Lorsque
s’en vient le temps des souvenirs, lorsque ces souvenirs prennent une saveur
sucrée, lorsque les pensées genre « c’était mieux avant » s’en
viennent chanter leur refrain, là, on mesure le vécu et surtout la descente du
train. Tant qu’on est dans le train, tout va bien, on vit dans le même rythme,
on traverse les mêmes gares, on franchit les mêmes évolutions et tout
roule….comme sur des rails. Par contre, lorsqu’on voit passer les évènements
sans forcément les comprendre et pire,
en cherchant la comparaison dans notre seul référentiel connu c'est-à-dire
notre passé, là bien sûr, on reste à quai. Histoire de vies, histoire de temps,
histoires de générations, mais putain, que c’était bien avant…
Difficile
de comparer pourtant, le fameux référentiel n’est pas une référence surtout
lorsqu’on le sort de son contexte, un évènement hors de son contexte n’est plus
un évènement mais une interprétation, et puis, ce diable de cerveau n’est pas
extensible à l’infini, il commence à saturer de classer dans des tiroirs et des
cartons des tonnes de souvenirs jusqu’au point d’en devoir faire le tri et
balancer aux archives closes du temps les souvenirs les plus quelconques et les
moins plaisants. C’est comme le grenier d’une vieille demeure dans lequel ne se
trouveraient que les belles choses. Quelle image des anciens occupants des
lieux en déduirez-vous ? Que le grenier soit empli de livres, de vieilles
dentelles, de bibelots et autres rideaux et vous focaliserez sur l’habitat, la
quiétude du foyer, le confort et la connaissance mais après tous, stocke-t-on
les vieux outils, les mains calleuses, les ampoules sur la peau tannée, les
suées, les sueurs, les éreintements et les douleurs dans un grenier où les
emporte-t-on dans la tombe ? Bizarrement, ces trucs-là ne font pas partis
du « c’était mieux avant »...
Il
peut y avoir de la nostalgie aux vieilles évocations, il peut y avoir aussi la
tromperie des images d’Epinal, la tendresse envers ses parents et donc par
extension une tendresse particulière envers la période de temps dans lequel ils
vécurent mais cette buée aux yeux ne doit pas empêcher d’y voir clair :
hier est hier tout comme aujourd’hui est aujourd’hui et tout aussi assurément
que demain sera demain. C’est une forme de déni que de refuser de voir hier
comme il était vraiment, et pire, de le regarder avec les yeux d’aujourd’hui.
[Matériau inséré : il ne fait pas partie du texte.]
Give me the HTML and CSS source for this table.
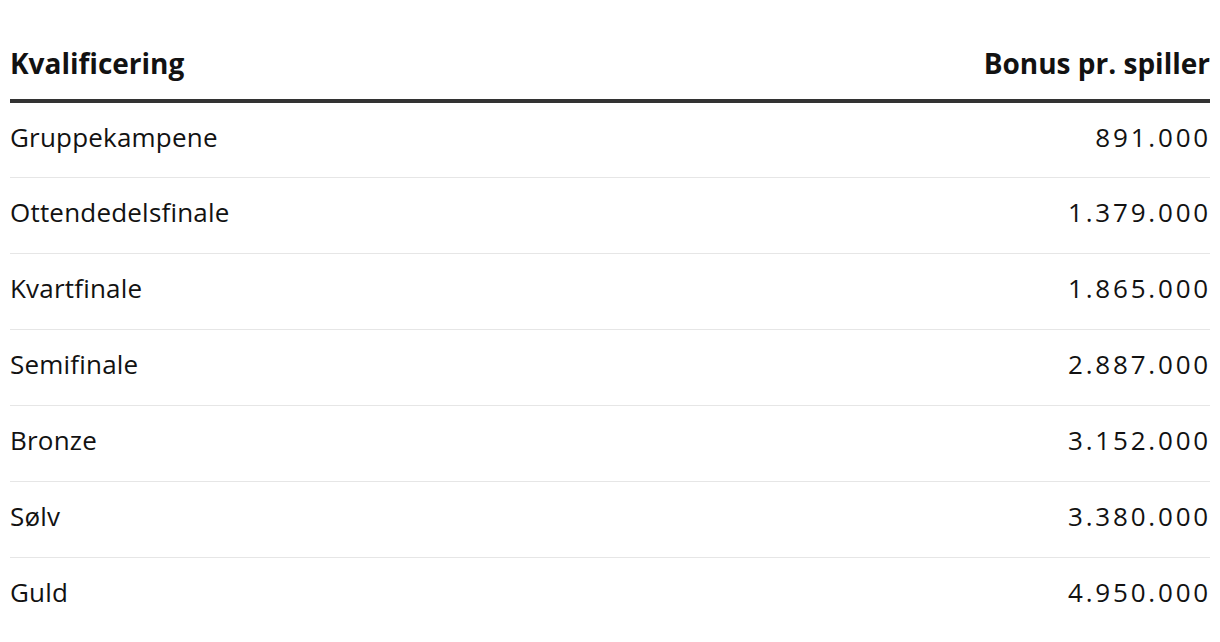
FILE: index.html
```html
<!DOCTYPE html>
<html lang="da">
<head>
<meta charset="utf-8">
<link rel="stylesheet" href="styles.css">
</head>
<body>
<table class="bonus">
  <thead>
    <tr><th class="left">Kvalificering</th><th class="right">Bonus pr. spiller</th></tr>
  </thead>
  <tbody>
    <tr><td>Gruppekampene</td><td class="num"><span>891.000</span></td></tr>
    <tr><td>Ottendedelsfinale</td><td class="num"><span>1.379.000</span></td></tr>
    <tr><td>Kvartfinale</td><td class="num"><span>1.865.000</span></td></tr>
    <tr><td>Semifinale</td><td class="num"><span>2.887.000</span></td></tr>
    <tr><td>Bronze</td><td class="num"><span>3.152.000</span></td></tr>
    <tr><td>Sølv</td><td class="num"><span>3.380.000</span></td></tr>
    <tr><td>Guld</td><td class="num"><span>4.950.000</span></td></tr>
  </tbody>
</table>
</body>
</html>
```
FILE: styles.css
```css
html, body {
  margin: 0;
  padding: 0;
  background: #fff;
}
body {
  padding: 0 10px;
  font-family: "Open Sans", "Noto Sans", sans-serif;
  color: #121212;
}
.bonus {
  width: 100%;
  border-collapse: collapse;
}
.bonus th {
  font-size: 28px;
  font-weight: 700;
  line-height: 36px;
  padding: 45px 0 18px;
  border-bottom: 4px solid #333;
}
.bonus th.left { text-align: left; }
.bonus th.right { text-align: right; }
.bonus td {
  font-size: 26px;
  line-height: 36px;
  height: 76px;
  padding: 0 0 6px;
  box-sizing: border-box;
  vertical-align: middle;
  border-bottom: 1px solid #e6e6e6;
  letter-spacing: 0.2px;
}
.bonus tr:last-child td { border-bottom: none; }
.bonus td.num { text-align: right; }
.bonus td.num span {
  letter-spacing: 2.8px;
  margin-right: -1px;
}
```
Prenons par exemple les musées et écomusées qui fleurissent ici et là, et tant
mieux car il est important d’entretenir le devoir de mémoire mais cela
nécessite malheureusement aussi d’avoir le recul nécessaire pour saisir la
totalité du message. Voir un mobilier bien trop restauré, clinquant de
brillant, des murs si blancs qu’on les croirait à peine repeint de la veille,
c’est déjà un prisme déformant. Visiter une de ces vieilles demeures lorsqu’il
fait trente degrés dehors, c’est d’abord apprécier la fraicheur des lieux, mais
cela empêche sans doute ce que « pas d’isolation ni de carreaux aux
fenêtres » signifient au cœur de l’hiver. Sans compter que de moins en
moins de monde a connu le confort d’une vaste cheminée ouverte comme seul moyen
de chauffage pour une pièce ouverte aux courants d’air. Et puis, il faut
oublier l’art de l’empilage que réalisent les musées : à trop vouloir
faire « d’époque » ils accumulent tant et tant d’objets et de biens
offerts à l’exposition qu’il aurait fallu plusieurs générations d’habitants
pour parvenir à cela.
Alors
oui, c’était mieux avant, mais vu d’ici et de maintenant, en refusant de s’y
coller et puis parce qu’à cette simple évocation des temps passées, ce sont
autant de bougies qui disparaissent du gâteau d’anniversaire, un sorte de prime
à l’éternelle jeunesse. Au fond, ce qui fait chier, c’est de vieillir et de ne
rien plus comprendre aux mondes de nos remplaçants, aussi jeunes et plein de bonnes
volontés que nous l’étions à leur âge, et ce qui passe pour nonchalance ou
paresse ne trouve-t-il pas écho dans la même paresse ou nonchalance de nos
jeunes années ? Le temps a passé tout comme il passe encore, et si hier
fut bel et bien, demain le sera tout autant voire peut-être même plus, de toute
façon, il n’est pas de comparaison possible, et puis de toute façon,
aujourd’hui, il y a bien mieux à faire…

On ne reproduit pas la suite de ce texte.